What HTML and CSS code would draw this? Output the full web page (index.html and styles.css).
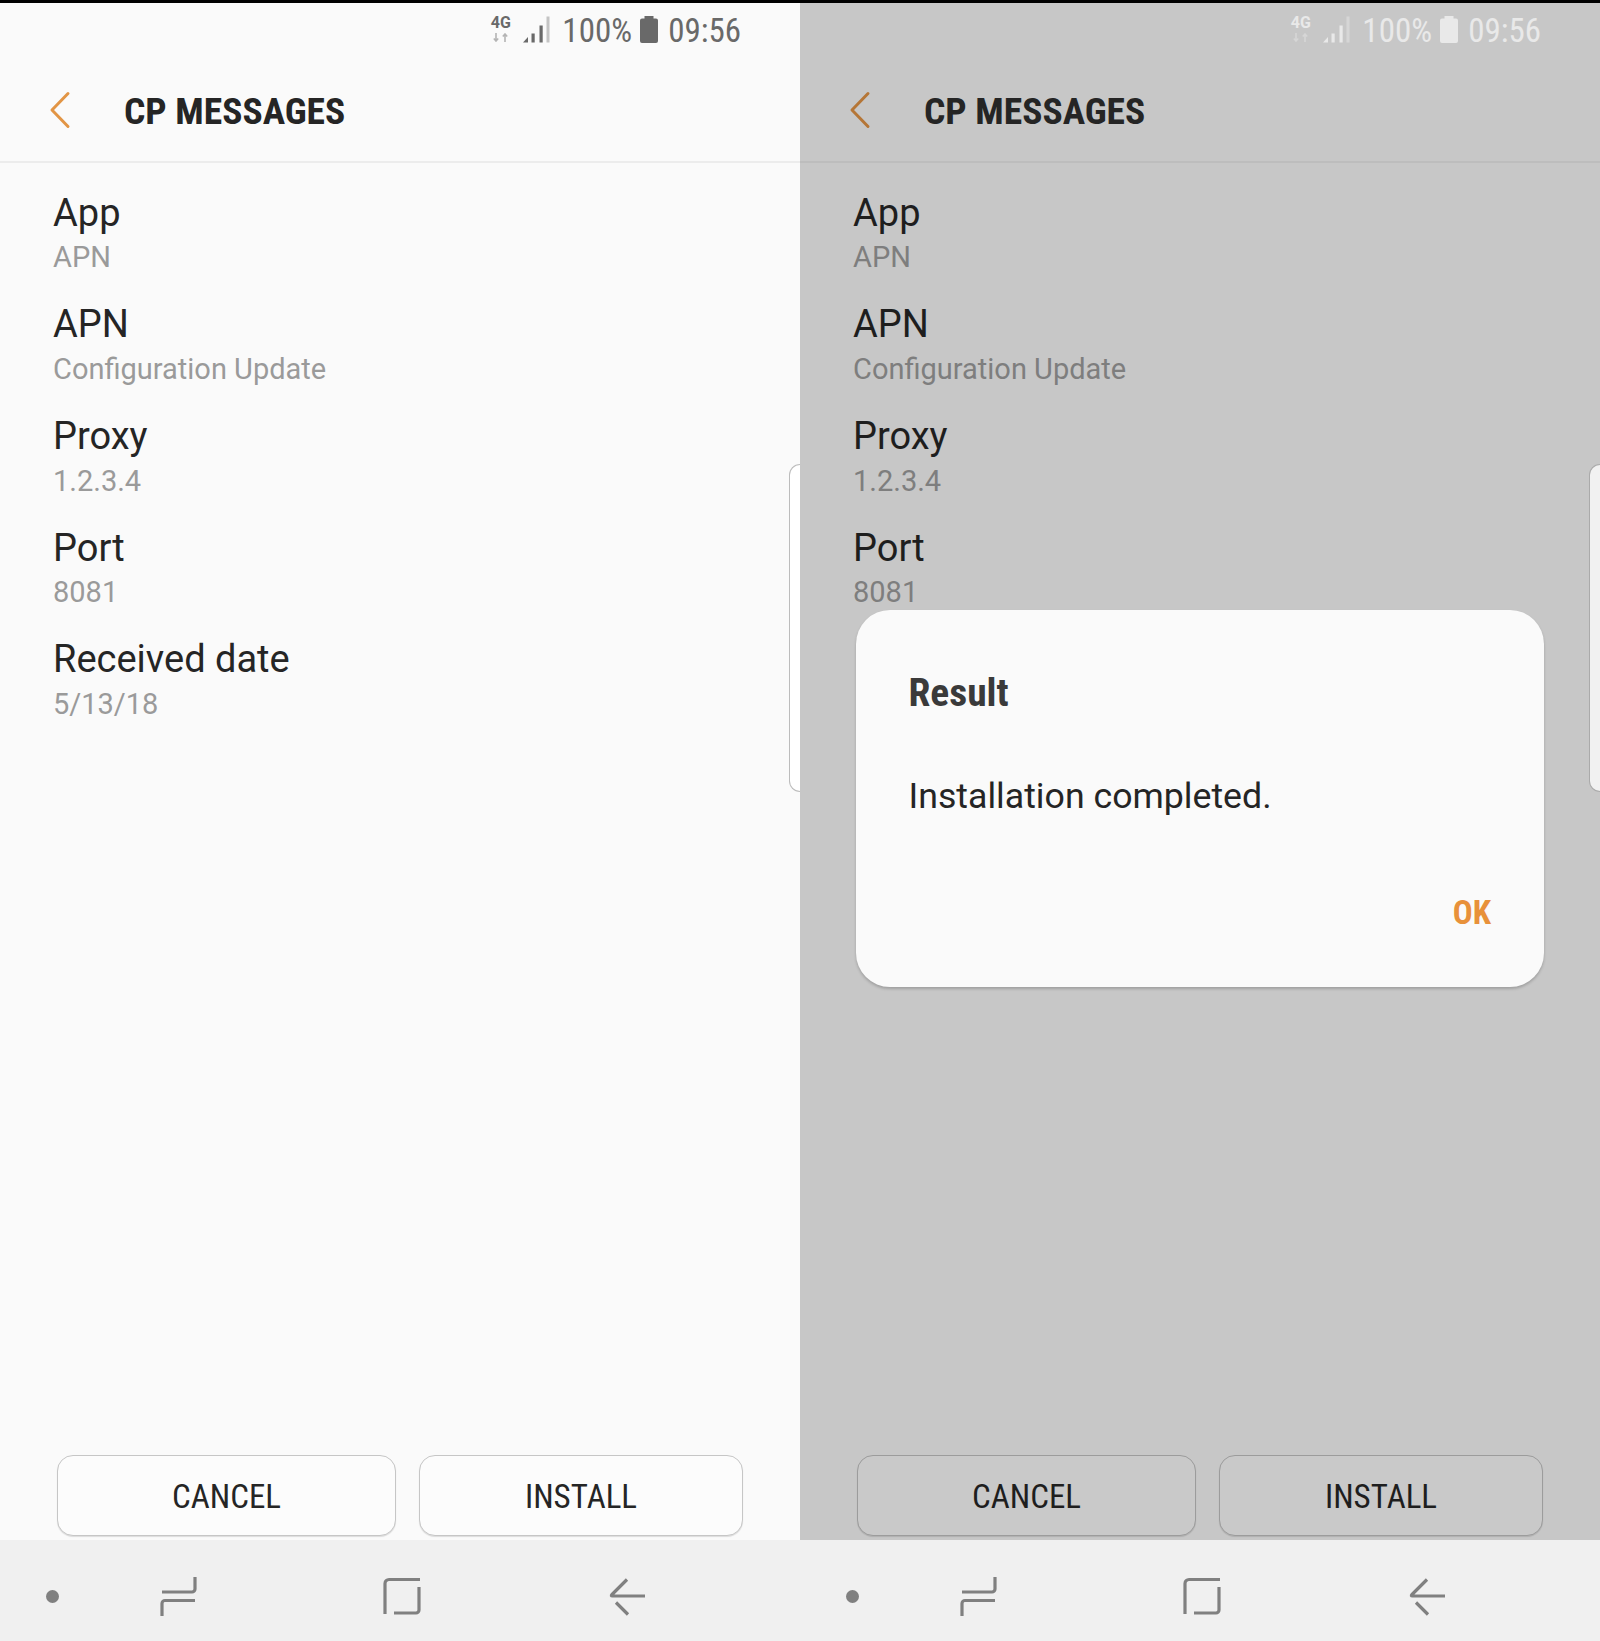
FILE: index.html
```html
<!DOCTYPE html>
<html lang="en">
<head>
<meta charset="utf-8">
<title>CP Messages</title>
<link rel="stylesheet" href="styles.css">
</head>
<body>
<svg class="defs" width="0" height="0" aria-hidden="true">
  <symbol id="i-arrows" viewBox="0 0 16 9">
    <path d="M3 0v8M.8 5.5 3 8l2.2-2.5M12 9V1M9.800 3.500 12 1l2.200 2.500" fill="none" stroke="currentColor" stroke-width="1.6"/>
  </symbol>
  <symbol id="i-signal" viewBox="0 0 27 27">
    <path d="M0 26.500 5 21v5.500z" fill="currentColor"/>
    <path d="M8.500 26.500V17.500h3.200v9zM16.500 26.500V9.500h3.200v17z" fill="currentColor"/>
    <path class="sig-last" d="M23.500 26.500V.5h3v26z"/>
  </symbol>
  <symbol id="i-battery" viewBox="0 0 18 27">
    <path d="M4.500 0h9v2.500H16a2 2 0 0 1 2 2V25a2 2 0 0 1-2 2H2a2 2 0 0 1-2-2V4.500a2 2 0 0 1 2-2h2.500z" fill="currentColor"/>
  </symbol>
  <symbol id="i-back" viewBox="0 0 24 38">
    <path d="M20 2.500 4 19l16 16.500" fill="none" stroke="currentColor" stroke-width="3" stroke-linecap="round" stroke-linejoin="round"/>
  </symbol>
  <symbol id="i-recent" viewBox="0 0 40 44">
    <path d="M36 2v12a3 3 0 0 1-3 3H3M36 25.500H6a3 3 0 0 0-3 3V41" fill="none" stroke="currentColor" stroke-width="3.200"/>
  </symbol>
  <symbol id="i-home" viewBox="0 0 40 40">
    <path d="M38 2.500H7a4 4 0 0 0-4 4V37" fill="none" stroke="currentColor" stroke-width="3.200"/>
    <path d="M37 10v23a3 3 0 0 1-3 3H12" fill="none" stroke="currentColor" stroke-width="3.200"/>
  </symbol>
  <symbol id="i-navback" viewBox="0 0 40 40">
    <path d="M20 2.500 5 17.500q-1.500 1.500.5 1.500H38M9 25.500l12 12" fill="none" stroke="currentColor" stroke-width="3.200"/>
  </symbol>
</svg>

<div class="topbar"></div>
<main class="screens">

  <section class="panel">
    <div class="status">
      <div class="net"><span class="net-label">4G</span><svg class="net-arrows"><use href="#i-arrows"/></svg></div>
      <svg class="signal"><use href="#i-signal"/></svg>
      <span class="status-text">100%</span>
      <svg class="battery"><use href="#i-battery"/></svg>
      <span class="status-text">09:56</span>
    </div>
    <header class="appbar">
      <svg class="back"><use href="#i-back"/></svg>
      <h1 class="title">CP MESSAGES</h1>
    </header>
    <dl class="list">
      <div class="item"><dt>App</dt><dd>APN</dd></div>
      <div class="item"><dt>APN</dt><dd>Configuration Update</dd></div>
      <div class="item"><dt>Proxy</dt><dd>1.2.3.4</dd></div>
      <div class="item"><dt>Port</dt><dd>8081</dd></div>
      <div class="item"><dt>Received date</dt><dd>5/13/18</dd></div>
    </dl>
    <div class="actions">
      <button class="btn btn-cancel">CANCEL</button>
      <button class="btn btn-install">INSTALL</button>
    </div>
    <nav class="navbar">
      <span class="nav-dot"></span>
      <svg class="nav-recent"><use href="#i-recent"/></svg>
      <svg class="nav-home"><use href="#i-home"/></svg>
      <svg class="nav-back"><use href="#i-navback"/></svg>
    </nav>
    <div class="edge-handle"></div>
  </section>

  <section class="panel panel-dim">
    <div class="status">
      <div class="net"><span class="net-label">4G</span><svg class="net-arrows"><use href="#i-arrows"/></svg></div>
      <svg class="signal"><use href="#i-signal"/></svg>
      <span class="status-text">100%</span>
      <svg class="battery"><use href="#i-battery"/></svg>
      <span class="status-text">09:56</span>
    </div>
    <header class="appbar">
      <svg class="back"><use href="#i-back"/></svg>
      <h1 class="title">CP MESSAGES</h1>
    </header>
    <dl class="list">
      <div class="item"><dt>App</dt><dd>APN</dd></div>
      <div class="item"><dt>APN</dt><dd>Configuration Update</dd></div>
      <div class="item"><dt>Proxy</dt><dd>1.2.3.4</dd></div>
      <div class="item"><dt>Port</dt><dd>8081</dd></div>
    </dl>
    <div class="actions">
      <button class="btn btn-cancel">CANCEL</button>
      <button class="btn btn-install">INSTALL</button>
    </div>
    <nav class="navbar">
      <span class="nav-dot"></span>
      <svg class="nav-recent"><use href="#i-recent"/></svg>
      <svg class="nav-home"><use href="#i-home"/></svg>
      <svg class="nav-back"><use href="#i-navback"/></svg>
    </nav>
    <div class="edge-handle"></div>
    <div class="dialog">
      <h2 class="dialog-title">Result</h2>
      <p class="dialog-body">Installation completed.</p>
      <button class="dialog-ok">OK</button>
    </div>
  </section>

</main>
</body>
</html>
```
FILE: styles.css
```css
* { box-sizing: border-box; }
html, body { margin: 0; padding: 0; }
body {
  width: 1600px;
  height: 1641px;
  overflow: hidden;
  display: flex;
  flex-direction: column;
  background: #fafafa;
  font-family: Roboto, "Liberation Sans", sans-serif;
  color: #252525;
}
.defs { position: absolute; }
.topbar { height: 3px; background: #000; flex: none; }
.screens { flex: 1; display: flex; min-height: 0; }

.panel {
  position: relative;
  width: 800px;
  display: flex;
  flex-direction: column;
  overflow: hidden;
  background: #fafafa;
  --status: #696969;
  --status-soft: #b4b4b4;
  --signal-last: #c4c4c4;
  --accent: #e29545;
  --sub: #9a9a9a;
  --rule: #ececec;
  --btn-border: #c6c6c6;
  --btn-bg: #fcfcfc;
}
.panel-dim {
  background: #c7c7c7;
  --status: #e9e9e9;
  --status-soft: #d6d6d6;
  --signal-last: #d6d6d6;
  --accent: #b57637;
  --sub: #7e7e7e;
  --rule: #bdbdbd;
  --btn-border: #9c9c9c;
  --btn-bg: #c9c9c9;
  color: #1e1e1e;
}

/* Status bar */
.status {
  flex: none;
  height: 55px;
  display: flex;
  align-items: flex-start;
  justify-content: flex-end;
  padding-right: 59px;
  color: var(--status);
}
.net { width: 21px; margin-top: 12px; margin-right: 12px; display: flex; flex-direction: column; align-items: center; }
.net-label { font-size: 16px; line-height: 16px; font-weight: 700; }
.net-arrows { width: 16px; height: 9px; color: var(--status-soft); margin-top: 2px; }
.signal { width: 27px; height: 27px; margin-top: 13px; margin-right: 12px; }
.sig-last { fill: var(--signal-last); }
.status-text {
  font-size: 33px;
  line-height: 40px;
  margin-top: 8px;
  font-stretch: 75%;
}
.battery { width: 18px; height: 27px; margin: 13px 10px 0 8px; }

/* App bar */
.appbar {
  flex: none;
  height: 105px;
  display: flex;
  align-items: center;
  padding-left: 48px;
  border-bottom: 2px solid var(--rule);
}
.back { width: 24px; height: 38px; color: var(--accent); margin-right: 52px; }
.title {
  margin: 3px 0 0;
  font-size: 37.500px;
  line-height: 44px;
  font-weight: 700;
  font-stretch: 75%;
  color: #252525;
}

/* List */
.list { margin: 0; padding: 24.700px 0 0 53px; flex: 1; min-height: 0; }
.item { height: 111.700px; }
.item dt { font-size: 38px; line-height: 50px; }
.item dd { margin: -0.4px 0 0; font-size: 29px; line-height: 40px; color: var(--sub); }

/* Buttons */
.actions {
  flex: none;
  display: flex;
  gap: 23px;
  padding: 0 57px 4px 57px;
}
.btn {
  height: 81px;
  border: 1px solid var(--btn-border);
  border-radius: 16px;
  background: var(--btn-bg);
  box-shadow: 0 1px 1px rgba(0,0,0,.12);
  font-family: inherit;
  font-size: 33px;
  font-stretch: 75%;
  color: inherit;
  padding: 2px 0 0;
}
.btn-cancel { width: 339px; }
.btn-install { width: 324px; }

/* Navigation bar */
.navbar {
  flex: none;
  height: 101px;
  background: #f0f0f0;
  color: #808080;
  display: flex;
  align-items: flex-start;
  padding-left: 46px;
}
.nav-dot { width: 13px; height: 13px; border-radius: 50%; background: #808080; margin: 50px 100px 0 0; flex: none; }
.nav-recent { width: 40px; height: 44px; margin: 35px 183px 0 0; flex: none; }
.nav-home { width: 40px; height: 40px; margin: 37px 185px 0 0; flex: none; }
.nav-back { width: 40px; height: 40px; margin-top: 36.500px; flex: none; }

/* Edge panel handle */
.edge-handle {
  position: absolute;
  top: 461px;
  right: 0;
  width: 11px;
  height: 328px;
  background: #fff;
  border: 1px solid #bcbcbc;
  border-right: 0;
  border-radius: 11px 0 0 11px;
}
.panel-dim .edge-handle { background: #f1f1f1; border: 1px solid #aaa; border-right: 0; }

/* Dialog */
.dialog {
  position: absolute;
  left: 55.500px;
  top: 607px;
  width: 688.500px;
  height: 377px;
  background: #fafafa;
  border-radius: 34px;
  box-shadow: 0 2px 3px rgba(0,0,0,.2);
  padding: 58px 53px 0 53px;
  display: flex;
  flex-direction: column;
  color: #252525;
}
.dialog-title {
  margin: 0;
  font-size: 39.500px;
  line-height: 50px;
  font-weight: 700;
  font-stretch: 75%;
  color: #3a3a3a;
}
.dialog-body { margin: 53px 0 0; font-size: 35.700px; line-height: 50px; }
.dialog-ok {
  align-self: flex-end;
  margin-top: 72px;
  border: 0;
  padding: 0;
  background: none;
  font-family: inherit;
  font-size: 33px;
  line-height: 40px;
  font-weight: 700;
  font-stretch: 75%;
  color: #e8913a;
}
```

************

▸ EXERCISE BRIEF
Copy out every line of the data that includes the word "index".

▸ EXERCISE RESPONSE
What HTML and CSS code would draw this? Output the full web page (index.html and styles.css).
FILE: index.html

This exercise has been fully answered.